*Task brief*
Show, in full, each line of the data that contains "this".
# START OF Source data
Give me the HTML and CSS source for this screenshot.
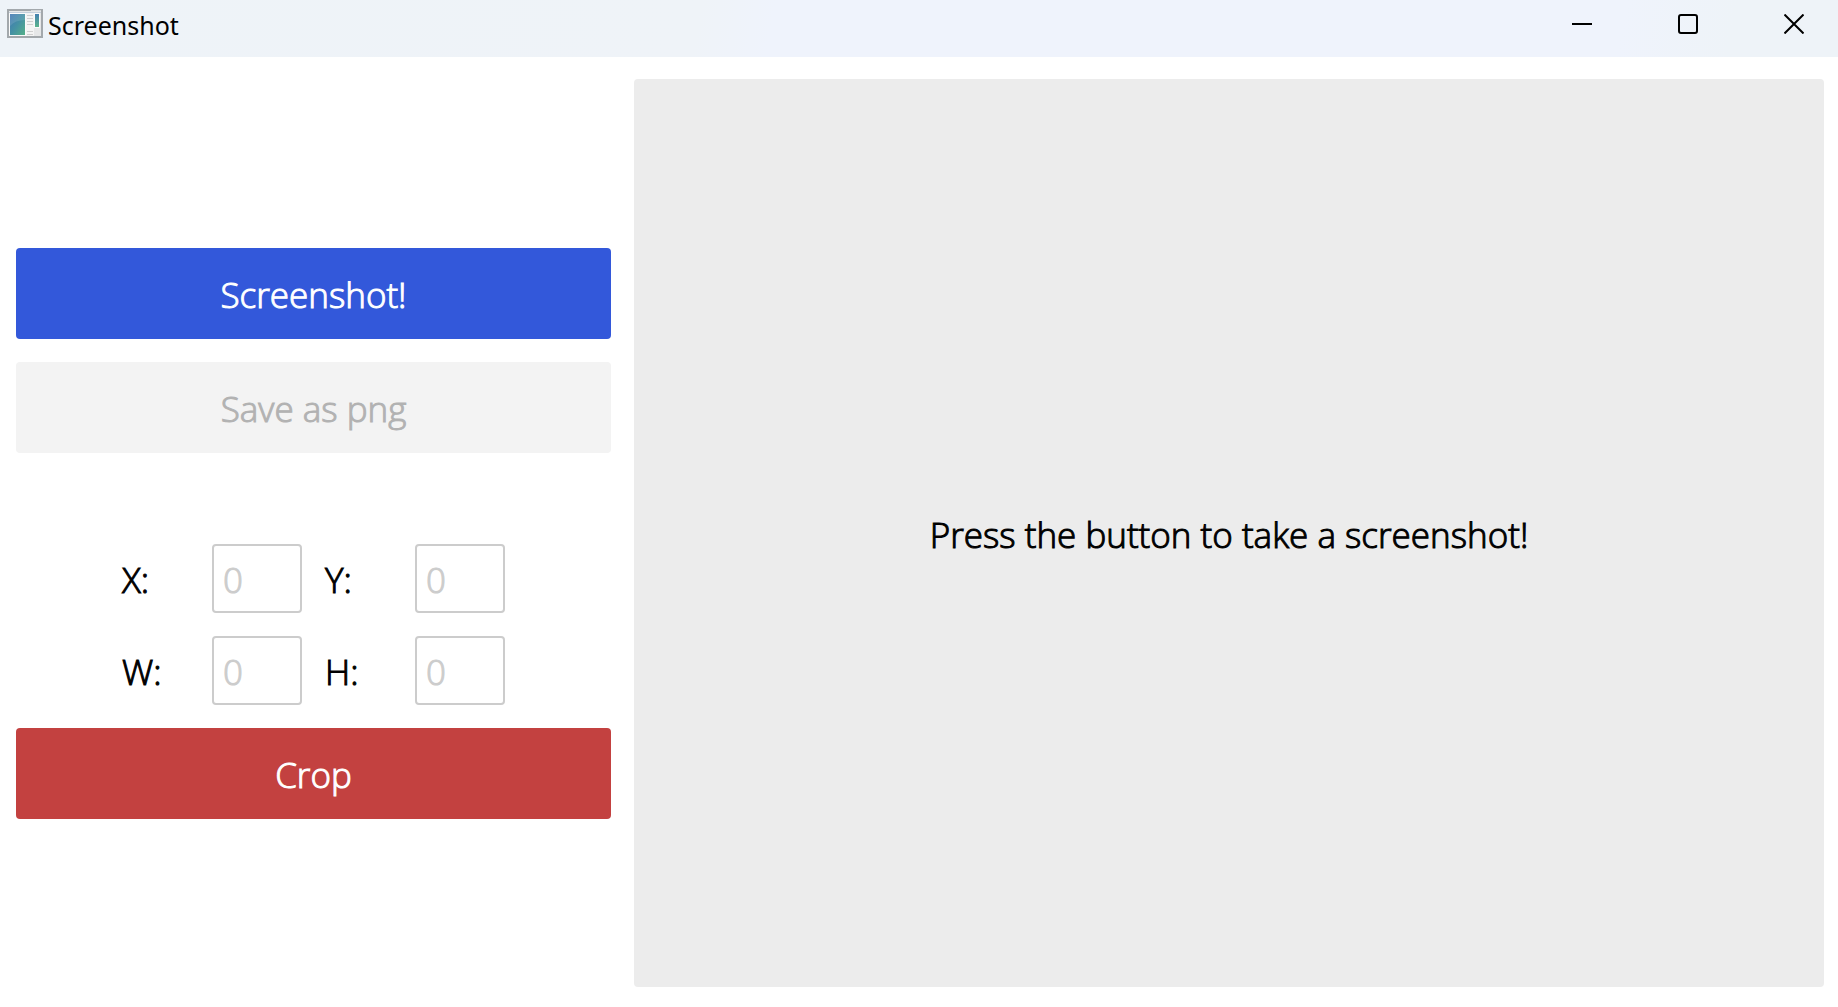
FILE: index.html
```html
<!DOCTYPE html>
<html lang="en">
<head>
  <meta charset="utf-8">
  <title>Screenshot</title>
  <link rel="stylesheet" href="styles.css">
</head>
<body>
  <header class="titlebar">
    <svg class="app-icon" viewBox="0 0 36 30" aria-hidden="true">
      <defs>
        <linearGradient id="pane" x1="0" y1="0" x2="1" y2="1">
          <stop offset="0" stop-color="#3f76b4"/>
          <stop offset="0.5" stop-color="#4591a4"/>
          <stop offset="1" stop-color="#55b088"/>
        </linearGradient>
        <linearGradient id="strip" x1="0" y1="0" x2="0" y2="1">
          <stop offset="0" stop-color="#4480b0"/>
          <stop offset="1" stop-color="#5cb48c"/>
        </linearGradient>
      </defs>
      <rect x="1" y="1" width="34" height="27" fill="#e6e7e8" stroke="#a3a8ac" stroke-width="2"/>
      <path d="M24 1.500H34" stroke="#d3d7da" stroke-width="1"/>
      <path d="M2 3.500H34" stroke="#c5d0dc" stroke-width="1"/>
      <rect x="2" y="4" width="17" height="23" fill="#fafafa"/>
      <rect x="3" y="5" width="15" height="21" fill="url(#pane)"/>
      <path d="M3 5H18V11Q8 11 3 17Z" fill="#fff" opacity="0.12"/>
      <path d="M19 4H27V27H19Z" fill="#f4f4f4"/>
      <path d="M20 6.500H26M20 9.500H26M20 12.500H26M20 15.500H26M20 22.500H26M20 25.500H26" stroke="#cfcfcf"/>
      <rect x="27" y="4" width="6" height="15" fill="#fafafa"/>
      <rect x="28" y="5" width="4" height="13" fill="url(#strip)"/>
    </svg>
    <h1 class="window-title">Screenshot</h1>
    <div class="window-controls">
      <button class="window-button" type="button" aria-label="Minimize">
        <svg viewBox="0 0 20 20" aria-hidden="true"><path d="M0 10H20"/></svg>
      </button>
      <button class="window-button" type="button" aria-label="Maximize">
        <svg viewBox="0 0 20 20" aria-hidden="true"><rect x="1" y="1" width="18" height="18" rx="2"/></svg>
      </button>
      <button class="window-button" type="button" aria-label="Close">
        <svg viewBox="0 0 20 20" aria-hidden="true"><path d="M0.500 0.500L19.500 19.500M19.500 0.500L0.500 19.500"/></svg>
      </button>
    </div>
  </header>
  <main class="content">
    <form class="sidebar">
      <button class="action action-primary" type="button">Screenshot!</button>
      <button class="action action-save" type="button" disabled>Save as png</button>
      <div class="crop-fields">
        <label for="crop-x">X:</label>
        <input id="crop-x" type="text" inputmode="numeric" placeholder="0">
        <label for="crop-y">Y:</label>
        <input id="crop-y" type="text" inputmode="numeric" placeholder="0">
        <label for="crop-w">W:</label>
        <input id="crop-w" type="text" inputmode="numeric" placeholder="0">
        <label for="crop-h">H:</label>
        <input id="crop-h" type="text" inputmode="numeric" placeholder="0">
      </div>
      <button class="action action-danger" type="button">Crop</button>
    </form>
    <section class="preview">
      <p class="preview-hint">Press the button to take a screenshot!</p>
    </section>
  </main>
</body>
</html>
```
FILE: styles.css
```css
* {
  box-sizing: border-box;
}

body {
  margin: 0;
  min-height: 100vh;
  display: flex;
  flex-direction: column;
  background: #fff;
  color: #000;
  font-family: "Open Sans", "Noto Sans", sans-serif;
  font-size: 35px;
  font-weight: 300;
  line-height: 48px;
}

button,
input {
  font: inherit;
}

.titlebar {
  display: flex;
  align-items: flex-start;
  height: 57px;
  background: linear-gradient(100deg, #eef3f8 0%, #eff3f8 38%, #eff3fc 42%, #eff3fc 88%, #eef3f8 94%);
}

.app-icon {
  width: 36px;
  height: 30px;
  margin: 9px 5px 0 7px;
}

.window-title {
  margin: 9px 0 0;
  font-family: "Noto Sans", "Open Sans", sans-serif;
  font-size: 25px;
  font-weight: 400;
  line-height: 32px;
}

.window-controls {
  display: flex;
  margin-left: auto;
}

.window-button {
  display: grid;
  place-items: center;
  width: 106px;
  height: 48px;
  padding: 0;
  border: 0;
  background: transparent;
}

.window-button:last-child {
  width: 88px;
  margin-left: 9px;
}

.window-button svg {
  width: 20px;
  height: 20px;
  fill: none;
  stroke: #000;
  stroke-width: 2;
}

.content {
  flex: 1;
  display: grid;
  grid-template-columns: minmax(0, 1fr) minmax(0, 2fr);
  gap: 23px;
  padding: 22px 14px 20px 16px;
}

.sidebar {
  display: flex;
  flex-direction: column;
  justify-content: center;
  gap: 23px;
}

/* The light face is a little thin at this size; an outline firms it up. */
.action,
.crop-fields,
.preview-hint {
  -webkit-text-stroke: 1px;
}

.action {
  height: 91px;
  padding: 4px 16px 0;
  border: 0;
  border-radius: 4px;
  color: #fff;
}

.action-primary {
  background: #3358da;
}

.action-save {
  background: #f3f3f3;
  color: #b2b2b2;
}

.action-danger {
  background: #c34140;
}

.crop-fields {
  display: grid;
  grid-template-columns: 67px 90px 67px 90px;
  justify-content: center;
  align-items: center;
  gap: 23px;
  margin-top: 68px;
}

.crop-fields label {
  padding-top: 4px;
}

.crop-fields input {
  width: 100%;
  height: 69px;
  padding: 2px 9px 0;
  border: 2px solid #ccc;
  border-radius: 4px;
  background: #fff;
}

.crop-fields input::placeholder {
  color: #ccc;
  opacity: 1;
}

.preview {
  display: grid;
  place-items: center;
  border-radius: 4px;
  background: #ececec;
}

.preview-hint {
  margin: 0;
  padding-top: 4px;
}
```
# END OF Source data
*Correct response*
Give me the HTML and CSS source for this screenshot.
/* The light face is a little thin at this size; an outline firms it up. */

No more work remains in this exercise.